Set task: All of the data should be output character for character, except the pictures.

Data block:
· · · · ·

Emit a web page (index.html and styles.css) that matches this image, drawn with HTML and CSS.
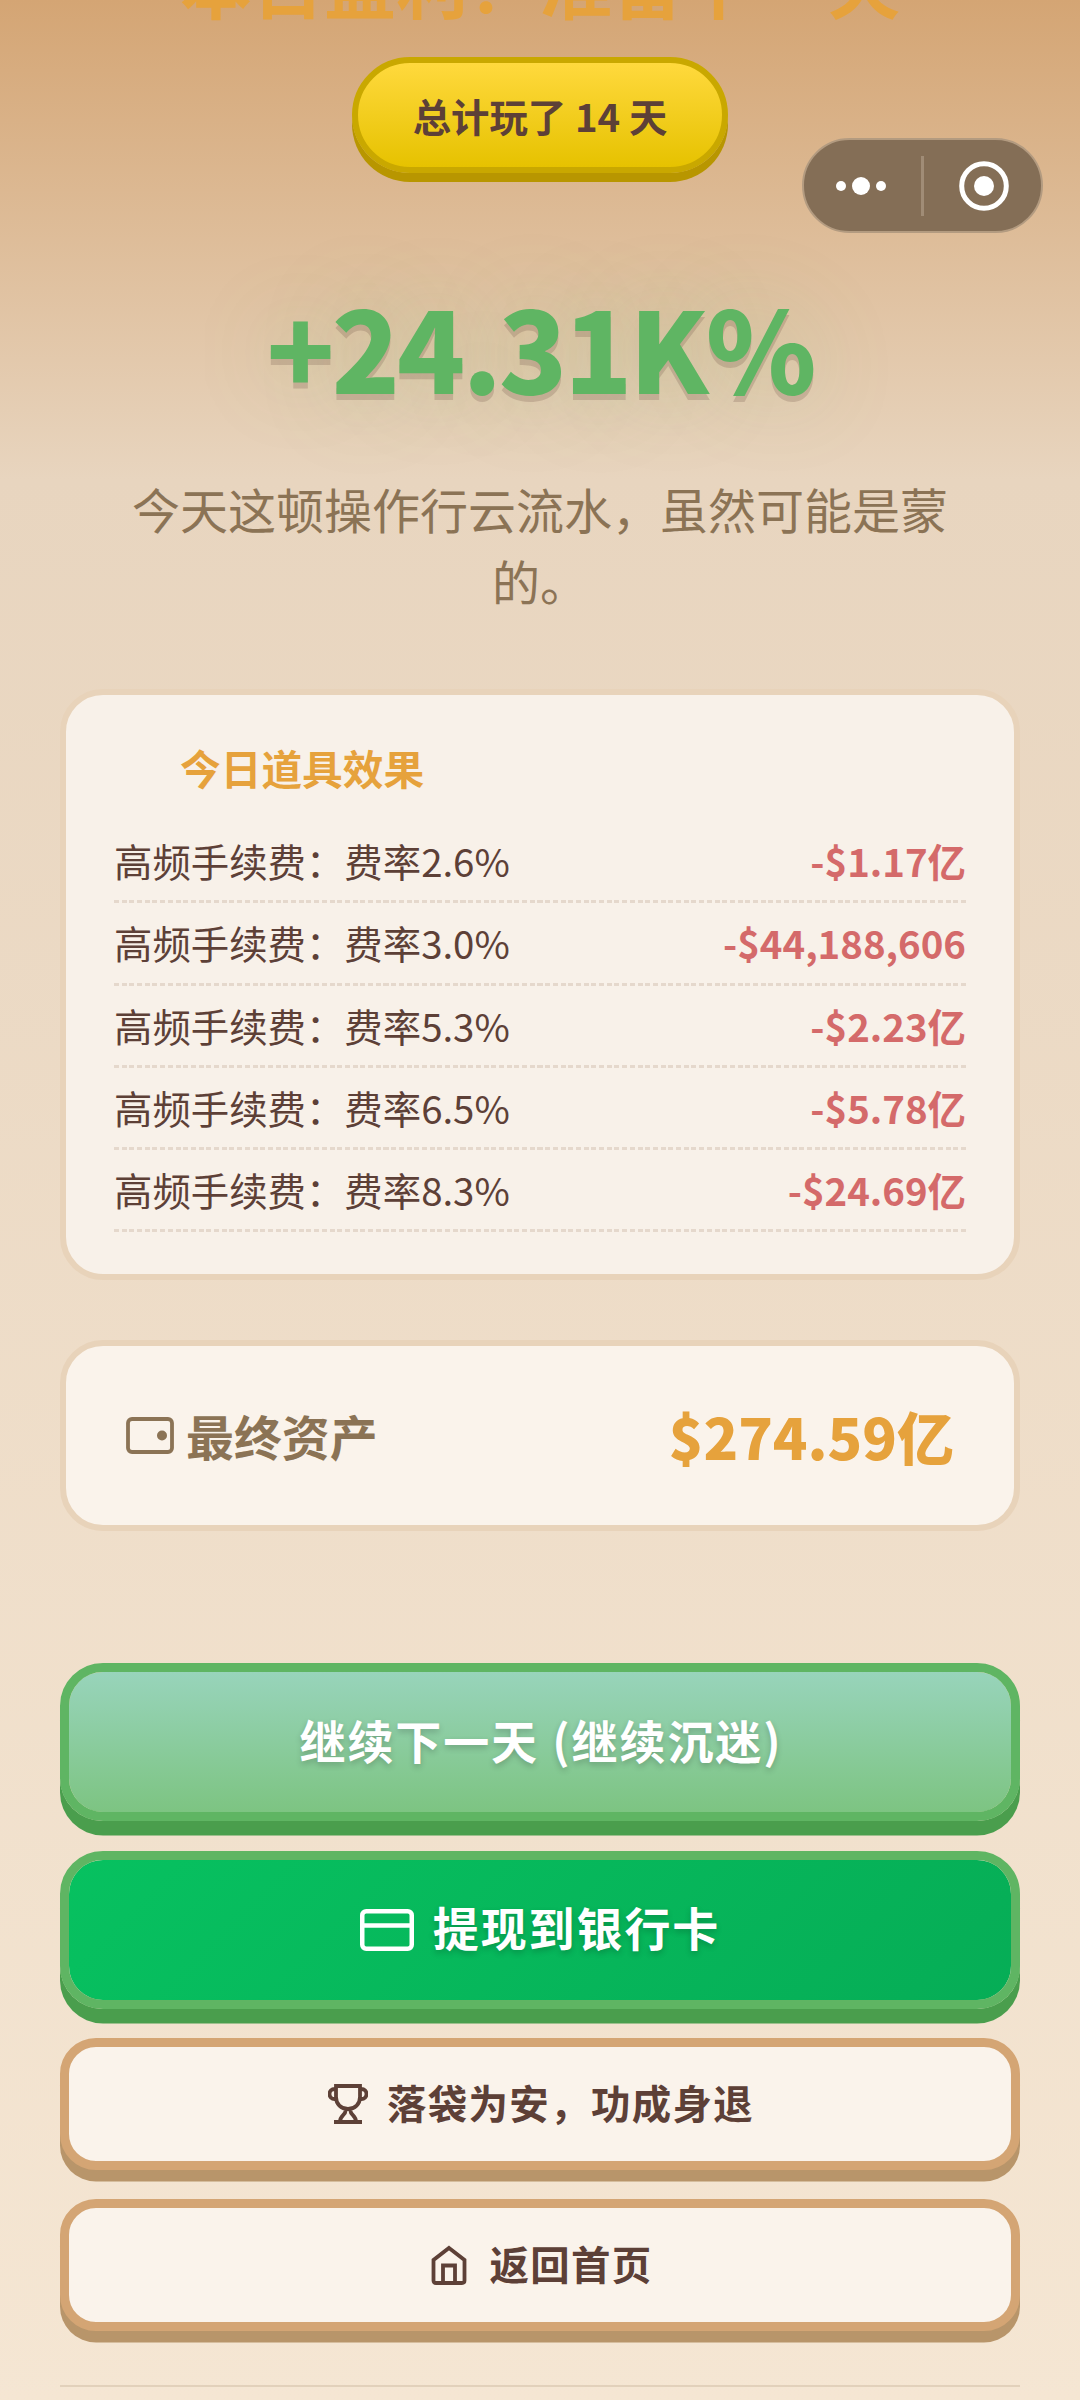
FILE: index.html
```html
<!DOCTYPE html>
<html lang="zh-CN">
<head>
<meta charset="utf-8">
<title>本日结算</title>
<link rel="stylesheet" href="styles.css">
</head>
<body>
<div class="capsule">
  <svg class="capsule-more" viewBox="0 0 50 20"><circle cx="5" cy="10" r="5"/><circle cx="25" cy="10" r="9"/><circle cx="45" cy="10" r="5"/></svg>
  <span class="capsule-line"></span>
  <svg class="capsule-close" viewBox="0 0 50 50"><circle class="ring" cx="25" cy="25" r="22.3"/><circle cx="25" cy="25" r="10"/></svg>
</div>
<main class="page">
  <h1 class="title">本日盈利！准备下一天</h1>
  <div class="badge">总计玩了 14 天</div>
  <div class="rate">+24.31K%</div>
  <p class="comment">今天这顿操作行云流水，虽然可能是蒙的。</p>

  <section class="card effects">
    <h2 class="effects-title">今日道具效果</h2>
    <ul class="rows">
      <li class="row"><span>高频手续费：费率2.6%</span><b class="loss">-$1.17亿</b></li>
      <li class="row"><span>高频手续费：费率3.0%</span><b class="loss">-$44,188,606</b></li>
      <li class="row"><span>高频手续费：费率5.3%</span><b class="loss">-$2.23亿</b></li>
      <li class="row"><span>高频手续费：费率6.5%</span><b class="loss">-$5.78亿</b></li>
      <li class="row"><span>高频手续费：费率8.3%</span><b class="loss">-$24.69亿</b></li>
    </ul>
  </section>

  <section class="card assets">
    <svg class="icon wallet" viewBox="0 0 48 37"><rect x="2" y="2" width="44" height="33" rx="4"/><circle class="dot" cx="36" cy="18.5" r="5"/></svg>
    <span class="assets-label">最终资产</span>
    <b class="assets-value">$274.59亿</b>
  </section>

  <div class="actions">
    <button class="btn big next"><span>继续下一天 (继续沉迷)</span></button>
    <button class="btn big cash"><svg class="icon bank" viewBox="0 0 54 42"><rect x="2.25" y="2.25" width="49.5" height="37.5" rx="4"/><path d="M2 16.5H52"/></svg><span>提现到银行卡</span></button>
    <button class="btn small"><svg class="icon trophy" viewBox="0 0 40 40"><path d="M8 2H32V13C32 20 27 25 20 25S8 20 8 13ZM8 5H6.500A5 5 0 0 0 6.500 15H8M32 5H33.500A5 5 0 0 1 33.500 15H32M17.500 25V27C17.500 31 12 31 12 38M22.500 25V27C22.500 31 28 31 28 38M6 38H34"/></svg><span>落袋为安，功成身退</span></button>
    <button class="btn small"><svg class="icon home" viewBox="0 0 36 40"><path d="M18 3 33.500 15V35.500Q33.500 38 31 38H5Q2.500 38 2.500 35.500V15ZM12 38V20.500H24V38"/></svg><span>返回首页</span></button>
  </div>
  <hr class="rule">
</main>
</body>
</html>
```

FILE: styles.css
```css
* { box-sizing: border-box; margin: 0; padding: 0; }

body {
  width: 1080px;
  height: 2400px;
  overflow: hidden;
  font-family: "Noto Sans CJK SC", sans-serif;
  color: #5d4037;
  background: linear-gradient(180deg, #d4a574 0, #e8d5bf 480px, #f5e6d3 2400px);
}

.page { display: flex; flex-direction: column; align-items: center; padding: 0 60px; }

.title { margin-top: -71px; height: 106px; font-size: 72px; line-height: 106px; font-weight: 700; color: #e6a23c; white-space: nowrap; }

.badge {
  margin-top: 22px; width: 376px; height: 116px; border: 6px solid #c9a800; border-radius: 58px;
  background: linear-gradient(180deg, #ffd93d, #e6c200); box-shadow: 0 9px 0 #b89600;
  font-size: 38.400px; line-height: 105px; font-weight: 700; text-align: center;
}

.rate {
  margin-top: 88px; height: 168px; line-height: 168px; font-size: 112px; font-weight: 900; letter-spacing: -2.880px; color: #5fb563;
  text-shadow: 0 6px 0 rgba(93, 64, 55, .2), 0 0 86px rgba(95, 181, 99, .25);
}

.comment { margin-top: 43px; width: 846px; font-size: 48px; line-height: 72px; text-align: center; color: #8b7355; }

.card { width: 960px; border: 6px solid #e8d3ba; border-radius: 43px; background: #faf3eb; }

.effects { margin-top: 73px; height: 591px; padding: 36px 48px 0; background: #f8f1e9; }
.effects-title { padding-left: 66px; height: 74px; line-height: 74px; font-size: 40.700px; color: #e6a23c; }
.rows { list-style: none; margin-top: 16px; }
.row {
  display: flex; justify-content: space-between; height: 82.300px; padding-top: 1px; line-height: 77px; font-size: 38.400px;
  background: repeating-linear-gradient(90deg, #e5d8cc 0 5px, transparent 5px 7.700px) left bottom / 100% 3px no-repeat;
}
.loss { color: #d46a6a; font-weight: 700; }

.assets { margin-top: 60px; height: 191px; padding: 0 60px; display: flex; align-items: center; }
.assets-label { margin-left: 12px; font-size: 47.900px; font-weight: 700; color: #8b7355; }
.assets-value { margin-left: auto; font-size: 57px; font-weight: 900; color: #e6a23c; }
.assets-label, .assets-value { padding-bottom: 2px; }

.actions { width: 100%; margin-top: 132px; display: flex; flex-direction: column; }
.btn { display: flex; align-items: center; justify-content: center; width: 100%; font-family: inherit; font-weight: 700; border: 9px solid; }
.btn span { padding-bottom: 6px; }
.big { height: 158px; margin-bottom: 29.500px; border-color: #5fb563; border-radius: 43px; box-shadow: 0 14.400px 0 #4a9e4d; font-size: 46px; letter-spacing: 1.900px; color: #fff; text-shadow: 0 3px 6px rgba(0, 0, 0, .2); }
.next { background: linear-gradient(180deg, #98d4bb, #7dc482) padding-box; padding-left: 2px; word-spacing: 1px; }
.big span { padding-bottom: 7px; }
.cash { background: linear-gradient(135deg, #07c160, #06ad56) padding-box; }
.small { height: 132px; margin-bottom: 29px; border-color: #d4a574; border-radius: 36px; background: #faf3eb; box-shadow: 0 11.500px 0 #b8956a; font-size: 39.400px; letter-spacing: 1.400px; color: #5d4037; }

.icon { flex: none; fill: none; stroke: currentColor; }
.wallet { width: 48px; height: 37px; color: #8b7355; stroke-width: 3.800; }
.wallet .dot { fill: currentColor; stroke: none; }
.bank { width: 54px; height: 42px; margin-right: 19px; stroke-width: 4.500; }
.trophy { width: 40px; height: 40px; margin-left: 2px; margin-right: 19px; stroke-width: 3.800; }
.home { width: 36px; height: 40px; margin-left: 4px; margin-right: 22px; stroke-width: 3.800; }

.rule { width: 100%; border: 0; height: 2px; margin-top: 25px; background: #e2d1bb; }

.capsule {
  position: absolute; left: 802px; top: 138px; width: 241px; height: 95px; border: 2px solid #b39b80; border-radius: 48px;
  background: #846e56; display: flex; align-items: center;
}
.capsule svg { fill: #fff; }
.capsule-more { width: 50px; height: 20px; margin-left: 32px; }
.capsule-line { width: 3px; height: 60px; margin-left: 35px; background: #a08c76; }
.capsule-close { width: 50px; height: 50px; margin-left: 35px; }
.capsule-close .ring { fill: none; stroke: #fff; stroke-width: 5; }
```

· · · · ·

Task response:
Emit a web page (index.html and styles.css) that matches this image, drawn with HTML and CSS.
FILE: index.html
```html
<!DOCTYPE html>
<html lang="zh-CN">
<head>
<meta charset="utf-8">
<title>本日结算</title>
<link rel="stylesheet" href="styles.css">
</head>
<body>
<div class="capsule">
  <svg class="capsule-more" viewBox="0 0 50 20"><circle cx="5" cy="10" r="5"/><circle cx="25" cy="10" r="9"/><circle cx="45" cy="10" r="5"/></svg>
  <span class="capsule-line"></span>
  <svg class="capsule-close" viewBox="0 0 50 50"><circle class="ring" cx="25" cy="25" r="22.3"/><circle cx="25" cy="25" r="10"/></svg>
</div>
<main class="page">
  <h1 class="title">本日盈利！准备下一天</h1>
  <div class="badge">总计玩了 14 天</div>
  <div class="rate">+24.31K%</div>
  <p class="comment">今天这顿操作行云流水，虽然可能是蒙的。</p>

  <section class="card effects">
    <h2 class="effects-title">今日道具效果</h2>
    <ul class="rows">
      <li class="row"><span>高频手续费：费率2.6%</span><b class="loss">-$1.17亿</b></li>
      <li class="row"><span>高频手续费：费率3.0%</span><b class="loss">-$44,188,606</b></li>
      <li class="row"><span>高频手续费：费率5.3%</span><b class="loss">-$2.23亿</b></li>
      <li class="row"><span>高频手续费：费率6.5%</span><b class="loss">-$5.78亿</b></li>
      <li class="row"><span>高频手续费：费率8.3%</span><b class="loss">-$24.69亿</b></li>
    </ul>
  </section>

  <section class="card assets">
    <svg class="icon wallet" viewBox="0 0 48 37"><rect x="2" y="2" width="44" height="33" rx="4"/><circle class="dot" cx="36" cy="18.5" r="5"/></svg>
    <span class="assets-label">最终资产</span>
    <b class="assets-value">$274.59亿</b>
  </section>

  <div class="actions">
    <button class="btn big next"><span>继续下一天 (继续沉迷)</span></button>
    <button class="btn big cash"><svg class="icon bank" viewBox="0 0 54 42"><rect x="2.25" y="2.25" width="49.5" height="37.5" rx="4"/><path d="M2 16.5H52"/></svg><span>提现到银行卡</span></button>
    <button class="btn small"><svg class="icon trophy" viewBox="0 0 40 40"><path d="M8 2H32V13C32 20 27 25 20 25S8 20 8 13ZM8 5H6.500A5 5 0 0 0 6.500 15H8M32 5H33.500A5 5 0 0 1 33.500 15H32M17.500 25V27C17.500 31 12 31 12 38M22.500 25V27C22.500 31 28 31 28 38M6 38H34"/></svg><span>落袋为安，功成身退</span></button>
    <button class="btn small"><svg class="icon home" viewBox="0 0 36 40"><path d="M18 3 33.500 15V35.500Q33.500 38 31 38H5Q2.500 38 2.500 35.500V15ZM12 38V20.500H24V38"/></svg><span>返回首页</span></button>
  </div>
  <hr class="rule">
</main>
</body>
</html>
```

FILE: styles.css
```css
* { box-sizing: border-box; margin: 0; padding: 0; }

body {
  width: 1080px;
  height: 2400px;
  overflow: hidden;
  font-family: "Noto Sans CJK SC", sans-serif;
  color: #5d4037;
  background: linear-gradient(180deg, #d4a574 0, #e8d5bf 480px, #f5e6d3 2400px);
}

.page { display: flex; flex-direction: column; align-items: center; padding: 0 60px; }

.title { margin-top: -71px; height: 106px; font-size: 72px; line-height: 106px; font-weight: 700; color: #e6a23c; white-space: nowrap; }

.badge {
  margin-top: 22px; width: 376px; height: 116px; border: 6px solid #c9a800; border-radius: 58px;
  background: linear-gradient(180deg, #ffd93d, #e6c200); box-shadow: 0 9px 0 #b89600;
  font-size: 38.400px; line-height: 105px; font-weight: 700; text-align: center;
}

.rate {
  margin-top: 88px; height: 168px; line-height: 168px; font-size: 112px; font-weight: 900; letter-spacing: -2.880px; color: #5fb563;
  text-shadow: 0 6px 0 rgba(93, 64, 55, .2), 0 0 86px rgba(95, 181, 99, .25);
}

.comment { margin-top: 43px; width: 846px; font-size: 48px; line-height: 72px; text-align: center; color: #8b7355; }

.card { width: 960px; border: 6px solid #e8d3ba; border-radius: 43px; background: #faf3eb; }

.effects { margin-top: 73px; height: 591px; padding: 36px 48px 0; background: #f8f1e9; }
.effects-title { padding-left: 66px; height: 74px; line-height: 74px; font-size: 40.700px; color: #e6a23c; }
.rows { list-style: none; margin-top: 16px; }
.row {
  display: flex; justify-content: space-between; height: 82.300px; padding-top: 1px; line-height: 77px; font-size: 38.400px;
  background: repeating-linear-gradient(90deg, #e5d8cc 0 5px, transparent 5px 7.700px) left bottom / 100% 3px no-repeat;
}
.loss { color: #d46a6a; font-weight: 700; }

.assets { margin-top: 60px; height: 191px; padding: 0 60px; display: flex; align-items: center; }
.assets-label { margin-left: 12px; font-size: 47.900px; font-weight: 700; color: #8b7355; }
.assets-value { margin-left: auto; font-size: 57px; font-weight: 900; color: #e6a23c; }
.assets-label, .assets-value { padding-bottom: 2px; }

.actions { width: 100%; margin-top: 132px; display: flex; flex-direction: column; }
.btn { display: flex; align-items: center; justify-content: center; width: 100%; font-family: inherit; font-weight: 700; border: 9px solid; }
.btn span { padding-bottom: 6px; }
.big { height: 158px; margin-bottom: 29.500px; border-color: #5fb563; border-radius: 43px; box-shadow: 0 14.400px 0 #4a9e4d; font-size: 46px; letter-spacing: 1.900px; color: #fff; text-shadow: 0 3px 6px rgba(0, 0, 0, .2); }
.next { background: linear-gradient(180deg, #98d4bb, #7dc482) padding-box; padding-left: 2px; word-spacing: 1px; }
.big span { padding-bottom: 7px; }
.cash { background: linear-gradient(135deg, #07c160, #06ad56) padding-box; }
.small { height: 132px; margin-bottom: 29px; border-color: #d4a574; border-radius: 36px; background: #faf3eb; box-shadow: 0 11.500px 0 #b8956a; font-size: 39.400px; letter-spacing: 1.400px; color: #5d4037; }

.icon { flex: none; fill: none; stroke: currentColor; }
.wallet { width: 48px; height: 37px; color: #8b7355; stroke-width: 3.800; }
.wallet .dot { fill: currentColor; stroke: none; }
.bank { width: 54px; height: 42px; margin-right: 19px; stroke-width: 4.500; }
.trophy { width: 40px; height: 40px; margin-left: 2px; margin-right: 19px; stroke-width: 3.800; }
.home { width: 36px; height: 40px; margin-left: 4px; margin-right: 22px; stroke-width: 3.800; }

.rule { width: 100%; border: 0; height: 2px; margin-top: 25px; background: #e2d1bb; }

.capsule {
  position: absolute; left: 802px; top: 138px; width: 241px; height: 95px; border: 2px solid #b39b80; border-radius: 48px;
  background: #846e56; display: flex; align-items: center;
}
.capsule svg { fill: #fff; }
.capsule-more { width: 50px; height: 20px; margin-left: 32px; }
.capsule-line { width: 3px; height: 60px; margin-left: 35px; background: #a08c76; }
.capsule-close { width: 50px; height: 50px; margin-left: 35px; }
.capsule-close .ring { fill: none; stroke: #fff; stroke-width: 5; }
```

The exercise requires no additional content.